Mehmet Demirtaş: Başarısızlığın size iki geri dönüşü olabilir. Bunlardan ilki, neleri yapmamanız gerektiğini gösterir. İkincisi ise yeni bir çıkış kapısını aralar. Fakat futbolumuzda ısrarla bu yanlışları yinelemeyi seçiyoruz. İyi yönetilip doğru zemini sağladığınızda size mutluluk yaşatabilecek takıma ilgi göstermeyince ne duruma gelebileceğine hep birlikte şahit olduk. Sezon başındaki uyumuyla fark yaratır dediğimiz ekibin kafasında maddi kaygılar olunca gerçekten hiç yakışmayan görüntüler bizi karşılıyor.
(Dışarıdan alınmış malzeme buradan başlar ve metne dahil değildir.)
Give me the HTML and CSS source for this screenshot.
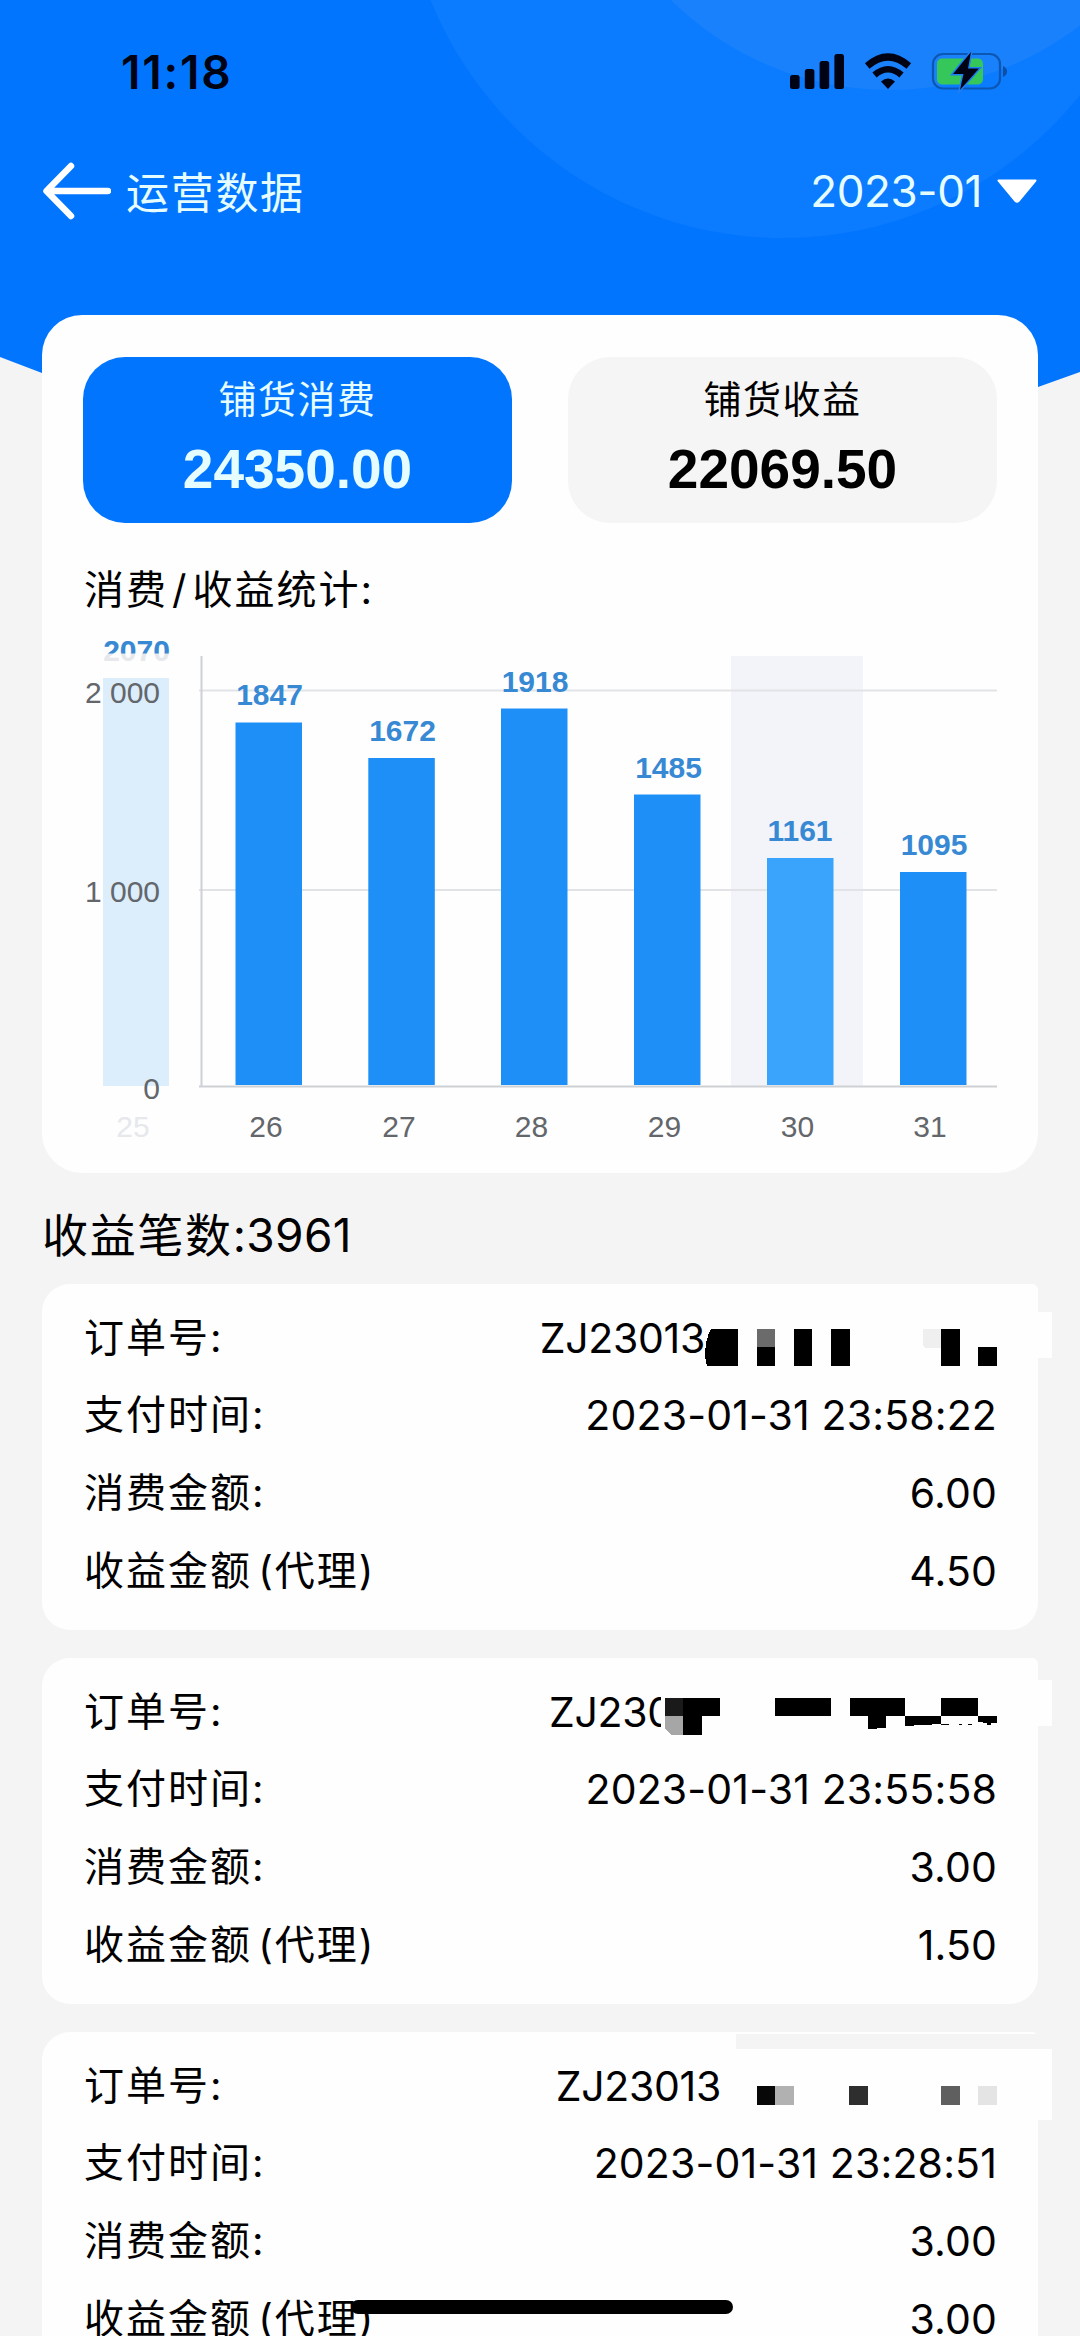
FILE: index.html
```html
<!DOCTYPE html>
<html lang="zh-CN">
<head>
    <meta charset="UTF-8">
    <title>运营数据</title>
    <link rel="stylesheet" href="styles.css">
</head>
<body>
    <div class="page">
        <svg class="backdrop" viewBox="0 0 1080 420">
            <path d="M0 0H1080V372L1038 387V420H42V373L0 357Z" fill="#0275ff"/>
            <circle cx="783" cy="-142" r="380" fill="#0b7bff"/>
            <circle cx="890" cy="-222" r="312" fill="#1981fb"/>
        </svg>

        <div class="status-bar">
            <span class="clock">11:18</span>
            <svg class="status-icons" width="220" height="44" viewBox="788 50 220 44">
                <g fill="#000314">
                    <rect x="790" y="75" width="9.6" height="14" rx="2.5"/>
                    <rect x="804.8" y="69" width="9.6" height="20" rx="2.5"/>
                    <rect x="819.6" y="61" width="9.6" height="28" rx="2.5"/>
                    <rect x="834.4" y="54" width="9.6" height="35" rx="2.5"/>
                    <path d="M888 89L881 81.5Q888 75.500 895 81.500Z"/>
                </g>
                <g fill="none" stroke="#000314">
                    <path d="M867.200 66Q888 48 908.800 66" stroke-width="7"/>
                    <path d="M874.500 75Q888 63.500 901.500 75" stroke-width="6.500"/>
                </g>
                <rect x="933" y="54" width="67" height="34.500" rx="10" fill="none" stroke="#0d57b4" stroke-width="2.200"/>
                <path d="M1003 66Q1007 68 1007 71.500T1003 77Z" fill="#0d4fa6"/>
                <rect x="937" y="58.500" width="46" height="26" rx="5" fill="#35c759"/>
                <path d="M971 52L953 74H963.500L960 90L979 68.500H968Z" fill="#000314" stroke="#1d7ff2" stroke-width="3" paint-order="stroke"/>
            </svg>
        </div>

        <div class="nav-bar">
            <svg width="68" height="58" viewBox="0 0 68 58">
                <path d="M28 4L3.500 29L28 54M4 29H65" fill="none" stroke="#fff" stroke-width="6.500" stroke-linecap="round" stroke-linejoin="round"/>
            </svg>
            <span class="nav-title">运营数据</span>
            <span class="month">2023-01</span>
            <svg width="42" height="24" viewBox="0 0 42 24">
                <path d="M2.500 1.500H39.500L22.500 22Q21 23.500 19.500 22Z" fill="#fff" stroke="#fff" stroke-width="2" stroke-linejoin="round"/>
            </svg>
        </div>

        <div class="card summary">
            <div class="tabs">
                <div class="tab active">
                    <div class="tab-label">铺货消费</div>
                    <div class="tab-value">24350.00</div>
                </div>
                <div class="tab">
                    <div class="tab-label">铺货收益</div>
                    <div class="tab-value">22069.50</div>
                </div>
            </div>
            <div class="chart-title">消费<span class="slash">/</span>收益统计:</div>
            <svg class="chart" viewBox="83 630 914 520">
                <defs>
                    <clipPath id="label-top"><rect x="90" y="630" width="100" height="23.500"/></clipPath>
                </defs>
                <rect x="731" y="656" width="132" height="430" fill="#f2f4f9"/>
                <g stroke="#e1e3e7" stroke-width="2">
                    <path d="M199 690.500H997M199 890H997"/>
                </g>
                <path d="M201.500 656V1087M199 1086.500H997" fill="none" stroke="#cdd0d4" stroke-width="2"/>

                <rect x="103" y="678" width="66" height="408" fill="#dcedfc"/>
                <g fill="#1f8ff8">
                    <rect x="235.500" y="722.500" width="66.500" height="362.500"/>
                    <rect x="368.300" y="758" width="66.500" height="327"/>
                    <rect x="501" y="708.500" width="66.500" height="376.500"/>
                    <rect x="634" y="794.500" width="66.500" height="290.500"/>
                    <rect x="767" y="858" width="66.500" height="227" fill="#3aa3fb"/>
                    <rect x="900" y="872" width="66.500" height="213"/>
                </g>

                <g class="bar-value">
                    <text class="faded" x="136.500" y="661">2070</text>
                    <text x="136.500" y="661" clip-path="url(#label-top)">2070</text>
                    <text x="269.500" y="705">1847</text>
                    <text x="402.500" y="741">1672</text>
                    <text x="535" y="691.500">1918</text>
                    <text x="668.500" y="777.500">1485</text>
                    <text x="800" y="840.500">1161</text>
                    <text x="934" y="855">1095</text>
                </g>
                <g class="axis-y">
                    <text x="160" y="702.500">2 000</text>
                    <text x="160" y="902">1 000</text>
                    <text x="160" y="1098.500">0</text>
                </g>
                <g class="axis-x">
                    <text class="faded" x="133" y="1137">25</text>
                    <text x="266" y="1137">26</text>
                    <text x="399" y="1137">27</text>
                    <text x="531.500" y="1137">28</text>
                    <text x="664.500" y="1137">29</text>
                    <text x="797.500" y="1137">30</text>
                    <text x="930" y="1137">31</text>
                </g>
            </svg>
        </div>

        <div class="count">收益笔数<span class="count-number">:3961</span></div>

        <div class="card order order-1">
            <div class="row">
                <span class="label">订单号:</span>
                <span class="value order-no">ZJ23013</span>
                <svg class="mask" width="292" height="37" viewBox="0 0 292 37" shape-rendering="crispEdges">
                    <path d="M6 0H33V37H2L0 28Q0 10 6 0ZM89 0h18v37h-18zM126 0h19v37h-19zM236 0h19v37h-19zM273 18h19v19h-19zM52 18h18v19h-18z"/>
                    <path d="M52 0h18v18h-18z" fill="#6b6b6b"/>
                    <path d="M218 0h18v19h-16l-2 -3z" fill="#efefef"/>
                </svg>
            </div>
            <div class="row"><span class="label">支付时间:</span><span class="value">2023-01-31 23:58:22</span></div>
            <div class="row"><span class="label">消费金额:</span><span class="value">6.00</span></div>
            <div class="row"><span class="label">收益金额 (代理)</span><span class="value">4.50</span></div>
        </div>

        <div class="card order order-2">
            <div class="row">
                <span class="label">订单号:</span>
                <span class="value order-no cut">ZJ230</span>
                <svg class="mask" width="332" height="37" viewBox="0 0 332 37" shape-rendering="crispEdges">
                    <path d="M18 0h37v18h-18v19h-19zM110 0h56v18h-56zM185 0h55v18h-19v12l-18 1v-13h-18zM276 0h37v18h-37zM240 18h36v8l-36 2zM313 18h19v7h-6v2h-4v-2l-9 -1z"/>
                    <path d="M276 26h8v1h-8zM294 26h3v1h-3zM303 26h4v1h-4z"/>
                    <path d="M0 0h18v18h-18z" fill="#1a1a1a"/>
                    <path d="M0 18h18v19h-12l-6 -6z" fill="#a6a6a6"/>
                </svg>
            </div>
            <div class="row"><span class="label">支付时间:</span><span class="value">2023-01-31 23:55:58</span></div>
            <div class="row"><span class="label">消费金额:</span><span class="value">3.00</span></div>
            <div class="row"><span class="label">收益金额 (代理)</span><span class="value">1.50</span></div>
        </div>

        <div class="card order order-3">
            <div class="row">
                <span class="label">订单号:</span>
                <span class="value order-no">ZJ23013</span>
                <svg class="mask" width="276" height="37" viewBox="0 0 276 37" shape-rendering="crispEdges">
                    <rect x="36" y="18" width="18" height="19" fill="#080808"/>
                    <rect x="54" y="18" width="19" height="19" fill="#b1b1b1"/>
                    <rect x="128" y="18" width="19" height="19" fill="#2e2e2e"/>
                    <rect x="220" y="18" width="19" height="19" fill="#5f5f5f"/>
                    <rect x="257" y="18" width="19" height="19" fill="#e4e4e4"/>
                </svg>
            </div>
            <div class="row"><span class="label">支付时间:</span><span class="value">2023-01-31 23:28:51</span></div>
            <div class="row"><span class="label">消费金额:</span><span class="value">3.00</span></div>
            <div class="row"><span class="label">收益金额 (代理)</span><span class="value">3.00</span></div>
        </div>

        <div class="home-indicator"></div>
    </div>
</body>
</html>
```
FILE: styles.css
```css
* {
    box-sizing: border-box;
}

body {
    margin: 0;
    background: #f4f4f4;
    font-family: Inter, "Noto Sans CJK SC", sans-serif;
    color: #000;
}

.page {
    position: relative;
    width: 1080px;
    height: 2336px;
    overflow: hidden;
}

.backdrop {
    position: absolute;
    top: 0;
    left: 0;
    width: 1080px;
    height: 420px;
    z-index: -1;
}

/* status bar */
.status-bar {
    display: flex;
    align-items: center;
    justify-content: space-between;
    height: 144px;
    padding: 0 72px 0 121px;
}

.clock {
    font-size: 46px;
    font-weight: 600;
    letter-spacing: 1.8px;
    color: #000314;
}

/* nav bar */
.nav-bar {
    display: flex;
    align-items: center;
    height: 94px;
    padding: 0 42px 0 43px;
    color: #e6fdff;
}

.nav-title {
    margin-left: 15px;
    margin-bottom: 3px;
    font-size: 43px;
    letter-spacing: 1.7px;
}

.month {
    margin-left: auto;
    margin-right: 14px;
    font-size: 44px;
    letter-spacing: -0.4px;
}

/* summary card */
.card {
    margin: 0 42px;
    background: #fefefe;
}

.summary {
    height: 858px;
    margin-top: 77px;
    padding: 42px 41px 0;
    border-radius: 40px;
}

.tabs {
    display: flex;
    justify-content: space-between;
}

.tab {
    width: 429px;
    height: 166px;
    padding-top: 14px;
    border-radius: 42px;
    background: #f5f5f5;
    text-align: center;
}

.tab.active {
    background: #0275ff;
    color: #e6fdff;
}

.tab-label {
    font-size: 38px;
    line-height: 56px;
    letter-spacing: 1.5px;
}

.tab-value {
    font-family: "Liberation Sans", Arial, sans-serif;
    font-size: 55px;
    font-weight: bold;
    line-height: 84px;
}

.chart-title {
    height: 107px;
    padding-top: 35px;
    padding-left: 1px;
    font-size: 40px;
    line-height: 64px;
    letter-spacing: 2px;
}

.slash {
    margin: 0 4px;
}

.chart {
    display: block;
    width: 914px;
    height: 520px;
    font-family: "Liberation Sans", Arial, sans-serif;
    font-size: 30px;
}

.bar-value {
    fill: #3789d3;
    font-weight: bold;
    text-anchor: middle;
}

.axis-y {
    fill: #63666b;
    text-anchor: end;
}

.axis-x {
    fill: #63666b;
    text-anchor: middle;
}

.chart .faded {
    fill: #e6e8ec;
}

/* order list */
.count {
    height: 111px;
    padding-left: 42px;
    font-size: 46px;
    line-height: 124px;
    letter-spacing: 1.7px;
}

.count-number {
    letter-spacing: 0.3px;
}

.order {
    position: relative;
    height: 346px;
    margin-bottom: 28px;
    padding: 15px 41px 0 42px;
    border-radius: 28px;
    border-top-right-radius: 6px;
}

/* strip sticking out of the right edge */
.order::after {
    content: "";
    position: absolute;
    top: 28px;
    right: -14px;
    width: 20px;
    height: 46px;
    background: #fefefe;
}

.order-2::after {
    top: 22px;
}

.order-3::after {
    top: 17px;
    height: 71px;
}

.order-3::before {
    content: "";
    position: absolute;
    top: 2px;
    right: 0;
    width: 302px;
    height: 15px;
    background: #f4f4f4;
}

.row {
    display: flex;
    align-items: center;
    height: 77.600px;
    font-size: 40px;
    line-height: 60px;
}

.label {
    margin-right: auto;
    letter-spacing: 2px;
    word-spacing: -7px;
}

.value {
    font-size: 41px;
    letter-spacing: 0.15px;
    white-space: nowrap;
}

.order-no {
    letter-spacing: -0.3px;
}

.mask {
    margin-top: 19px;
}

.order-2 .mask {
    margin-top: 9px;
}

.order-3 .mask {
    margin-top: 1px;
}

.cut {
    width: 112px;
    margin-right: 4px;
    overflow: hidden;
}

.home-indicator {
    position: absolute;
    left: 351px;
    top: 2300px;
    width: 382px;
    height: 14px;
    border-radius: 7px;
    background: #000;
}
```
Nelerin işe yaramadığını görmek yerine olasılıklar üzerinden kulüpleri çıkılmaz duruma getirenler, hiçbir zaman farklı bir sonuç beklememelidir. Şimdi geride koca bir enkaz ve 18 yıllık özlemin dışa vurumunun duygusal açıklığı var. Bu tortuları temizleyip daha iyisi için çalışmak gerek.